» **Task prompt**
Give the listing again exactly, omitting its images.

» **Data section**
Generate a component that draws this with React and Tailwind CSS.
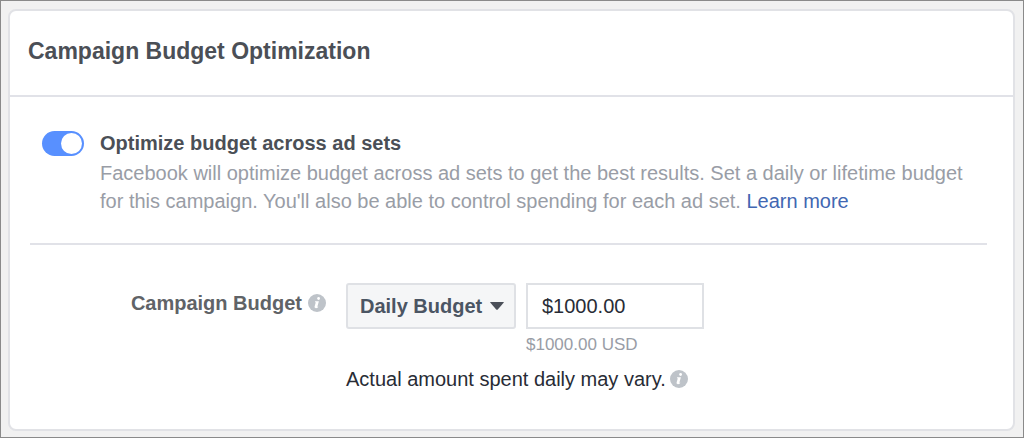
import React from "react";

function InfoIcon({ label }) {
  return (
    <svg role="img" aria-label={label} viewBox="0 0 18 18" className="size-[18px] shrink-0">
      <circle cx="9" cy="9" r="9" fill="#bec3c9" />
      <circle cx="10.6" cy="4.5" r="1.4" fill="#fff" />
      <path d="M7.2 7.2h3.7l-1.5 5.2q-.2.7.9.2l-.2.7q-1.3 1-2.6.8-1.300-.2-.9-1.600l1.200-4.300H6.900z" fill="#fff" />
    </svg>
  );
}

export default function App() {
  return (
    <div className="flex min-h-screen flex-col border border-[#8a8a8a] bg-[#f1f1f1] pt-2 pr-2 pb-1.5 pl-[7px] font-['Liberation_Sans',Arial,sans-serif] text-xl">
      <main className="flex-1 rounded-lg border-2 border-[#e1e2e6] bg-white pb-6">
        <header className="border-b-2 border-[#e1e2e8] px-[18px] pt-6 pb-7">
          <h1 className="text-[23px] leading-8 font-bold text-[#4b4f56]">Campaign Budget Optimization</h1>
        </header>
        <section className="mr-[26px] ml-5 flex gap-4 border-b-2 border-[#e1e2e8] pt-[30px] pb-7 pl-3">
          <div className="relative mt-1 h-[25px] w-[42px] shrink-0">
            <input id="optimize" type="checkbox" role="switch" defaultChecked className="peer block h-[25px] w-[42px] appearance-none rounded-full bg-[#bec3c9] checked:bg-[#5890ff]" />
            <span className="pointer-events-none absolute top-0.5 left-0.5 size-[21px] rounded-full bg-white peer-checked:left-[19px]" />
          </div>
          <div>
            <h2 className="leading-8 font-bold text-[#4b4f56]">
              <label htmlFor="optimize">Optimize budget across ad sets</label>
            </h2>
            <p className="leading-7 text-[#999da6]">
              Facebook will optimize budget across ad sets to get the best results. Set a daily or lifetime budget for this campaign. You'll also be able to control spending for each ad set.{" "}
              <a href="#learn" className="text-[#4267b2]">Learn more</a>
            </p>
          </div>
        </section>
        <section className="flex pt-[38px]">
          <div className="flex w-[316px] shrink-0 items-center justify-end gap-1.5 self-start pt-1">
            <label htmlFor="budget" className="leading-8 font-bold text-[#606367]">Campaign Budget</label>
            <InfoIcon label="About campaign budget" />
          </div>
          <div className="ml-5">
            <div className="flex gap-2.5">
              <div className="relative">
                <select aria-label="Budget type" className="h-[46px] w-[170px] appearance-none rounded-[3px] border-2 border-[#dfe1e5] bg-[#f5f6f7] pl-3 font-bold text-[#4b5563]">
                  <option>Daily Budget</option>
                  <option>Lifetime Budget</option>
                </select>
                <svg viewBox="0 0 14 8" className="pointer-events-none absolute top-[19px] right-3 h-2 w-3.5" fill="#4b5059"><path d="M.7 0h12.600q1 0 .3.800L7.800 7.400q-.8.800-1.600 0L.4.800Q-.3 0 .7 0z" /></svg>
              </div>
              <div>
                <input id="budget" defaultValue="$1000.00" className="block h-[46px] w-[178px] border-2 border-[#dfe1e5] bg-white px-3.5 text-[#282c35]" />
                <p className="pt-1 text-[17px] leading-6 text-[#999da6]">$1000.00 USD</p>
              </div>
            </div>
            <div className="flex items-center gap-1 pt-1.5">
              <p className="leading-8 text-[#282c35]">Actual amount spent daily may vary.</p>
              <InfoIcon label="About daily spending" />
            </div>
          </div>
        </section>
      </main>
    </div>
  );
}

» **Result for this task**
Generate a component that draws this with React and Tailwind CSS.
import React from "react";

function InfoIcon({ label }) {
  return (
    <svg role="img" aria-label={label} viewBox="0 0 18 18" className="size-[18px] shrink-0">
      <circle cx="9" cy="9" r="9" fill="#bec3c9" />
      <circle cx="10.6" cy="4.5" r="1.4" fill="#fff" />
      <path d="M7.2 7.2h3.7l-1.5 5.2q-.2.7.9.2l-.2.7q-1.3 1-2.6.8-1.300-.2-.9-1.600l1.200-4.300H6.900z" fill="#fff" />
    </svg>
  );
}

export default function App() {
  return (
    <div className="flex min-h-screen flex-col border border-[#8a8a8a] bg-[#f1f1f1] pt-2 pr-2 pb-1.5 pl-[7px] font-['Liberation_Sans',Arial,sans-serif] text-xl">
      <main className="flex-1 rounded-lg border-2 border-[#e1e2e6] bg-white pb-6">
        <header className="border-b-2 border-[#e1e2e8] px-[18px] pt-6 pb-7">
          <h1 className="text-[23px] leading-8 font-bold text-[#4b4f56]">Campaign Budget Optimization</h1>
        </header>
        <section className="mr-[26px] ml-5 flex gap-4 border-b-2 border-[#e1e2e8] pt-[30px] pb-7 pl-3">
          <div className="relative mt-1 h-[25px] w-[42px] shrink-0">
            <input id="optimize" type="checkbox" role="switch" defaultChecked className="peer block h-[25px] w-[42px] appearance-none rounded-full bg-[#bec3c9] checked:bg-[#5890ff]" />
            <span className="pointer-events-none absolute top-0.5 left-0.5 size-[21px] rounded-full bg-white peer-checked:left-[19px]" />
          </div>
          <div>
            <h2 className="leading-8 font-bold text-[#4b4f56]">
              <label htmlFor="optimize">Optimize budget across ad sets</label>
            </h2>
            <p className="leading-7 text-[#999da6]">
              Facebook will optimize budget across ad sets to get the best results. Set a daily or lifetime budget for this campaign. You'll also be able to control spending for each ad set.{" "}
              <a href="#learn" className="text-[#4267b2]">Learn more</a>
            </p>
          </div>
        </section>
        <section className="flex pt-[38px]">
          <div className="flex w-[316px] shrink-0 items-center justify-end gap-1.5 self-start pt-1">
            <label htmlFor="budget" className="leading-8 font-bold text-[#606367]">Campaign Budget</label>
            <InfoIcon label="About campaign budget" />
          </div>
          <div className="ml-5">
            <div className="flex gap-2.5">
              <div className="relative">
                <select aria-label="Budget type" className="h-[46px] w-[170px] appearance-none rounded-[3px] border-2 border-[#dfe1e5] bg-[#f5f6f7] pl-3 font-bold text-[#4b5563]">
                  <option>Daily Budget</option>
                  <option>Lifetime Budget</option>
                </select>
                <svg viewBox="0 0 14 8" className="pointer-events-none absolute top-[19px] right-3 h-2 w-3.5" fill="#4b5059"><path d="M.7 0h12.600q1 0 .3.800L7.800 7.400q-.8.800-1.600 0L.4.800Q-.3 0 .7 0z" /></svg>
              </div>
              <div>
                <input id="budget" defaultValue="$1000.00" className="block h-[46px] w-[178px] border-2 border-[#dfe1e5] bg-white px-3.5 text-[#282c35]" />
                <p className="pt-1 text-[17px] leading-6 text-[#999da6]">$1000.00 USD</p>
              </div>
            </div>
            <div className="flex items-center gap-1 pt-1.5">
              <p className="leading-8 text-[#282c35]">Actual amount spent daily may vary.</p>
              <InfoIcon label="About daily spending" />
            </div>
          </div>
        </section>
      </main>
    </div>
  );
}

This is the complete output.